Efficacy of cytokine gene transfection may differ for autologous and allogeneic tumour cell vaccines

Abstract

Whole tumour cells are a logical basis for generating immunity against the cancers they comprise or represent. A number of human trials have been initiated using cytokine-transfected whole tumour cells of autologous (patient-derived) or allogeneic [major histocompatibility complex (MHC)-disparate] origin as vaccines. Although precedent exists for the efficacy of autologous-transfected cell vaccines in animal models, little preclinical evidence confirms that these findings will extrapolate to allogeneic-transfected cell vaccines. In order to address this issue a murine melanoma cell line (K1735) was transfected to secrete interleukin (IL)-2, IL-4, IL-7 or granulocyte-macrophage colony-stimulating factor (GM-CSF); cytokines currently in use in trials. The efficacy of these cells as irradiated vaccines was tested head-to-head in syngeneic (C3H) mice and in MHC-disparate (C57BL/6) mice, the former being subsequently challenged with K1735 cells and the latter with naturally cross-reactive B16-F10 melanoma cells. Whilst the GM-CSF-secreting vaccine was the most effective at generating protection in C3H mice, little enhancement in protection above the wild-type vaccine was seen with any of the transfections for the allogeneic vaccines, even though the wild-type vaccine was more effective than the autologous B16-F10 vaccine. Anti-tumour cytotoxic T-lymphocyte (CTL) activity was detected in both models but did not correlate well with protection, whilst in vitro anti-tumour interferon-gamma (IFN-gamma) secretion tended to be higher following the GM-CSF-secreting vaccine. Cytokine transfection of vaccines generally increased anti-tumour CTL activity and IFN-gamma secretion (T helper type 1 response). Further studies in other model systems are required to confirm this apparent lack of benefit of cytokine transduction over wild-type allogeneic vaccines, and to determine which in vitro assays will correlate best with protection in vivo.

Figure 1

Protection from tumour-challenge following vaccination.

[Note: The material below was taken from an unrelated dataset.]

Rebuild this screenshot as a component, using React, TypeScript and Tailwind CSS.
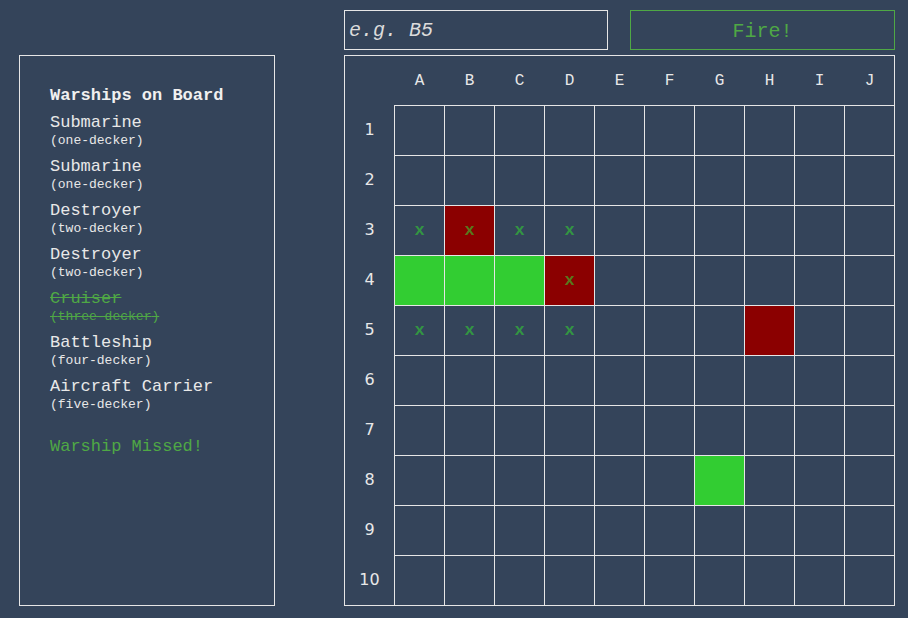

Groups of C3H mice (a, n = 9) or C57BL/6 (b, n = 6; c, n = 7) mice were given 5 × 10⁶ vaccine cells (irradiated 100 Gy) subcutaneously. Twelve days later mice were challenged with 5 × 10⁵ K1735wt (a), or 2 × 10⁴ B16-F10 (b,c) syngeneic tumour cells. Tumour development was monitored. Whilst K1735-GM-CSF elicited clearest protection in C3H mice, none of the transfectants elicited sustained protection over K1735-wt in C57BL/6 mice.

Figure 2

CTL activity following vaccination. Following vaccination of mice, as in Figure 1, spleens were taken on day 11 following vaccination and examined for in vitro CTL activity against autologous tumour cells (a, K1735wt; b, B16-F10) in a standard ⁵¹Cr assay. The mean percentage specific lysis from three separate mice is shown. (SD, not shown to maintain figure clarity, was typically < 15%). E : T, effector to target ratio.

Figure 3

Secretion of IFN-γ by splenocytes from vaccinated mice. Splenocytes were taken from mice (vaccinated as in Figure 1) on day 11 after vaccination and cultured at 10⁶/ml for 5 days with irradiated autologous tumour cells (a, K1735wt; b, B16-F10) at 5 × 10⁴/ml. IFN-γ production was measured by ELISA and expressed as the mean (+ SD) for three separate mice.

Figure 4

Proliferation of splenocytes from vaccinated mice. Splenocytes were taken from mice (vaccinated as in Figure 1) on day 11 after vaccination and cultured at 10⁵/well of a 96-well plate for 3 days, the last 6 hr of which was with [³H]thymidine. Cells were harvested and β-emmission was counte; c.p.m., counts per minute.

Figure 5

Growth of transfected tumour cells in vivo. Groups of C3H (a, n = 8) or nude (b, n = 4) mice were inoculated subcutaneously with 5 × 10⁵ unirradiated tumour cells and tumour development was monitored. K1375-wt and K1735-GM-CSF grew into progressing tumours in both (a) and (b). K1735-IL-2, IL-4 and IL-7 all grew in nude mice but failed to grow in the majority of C3H mice.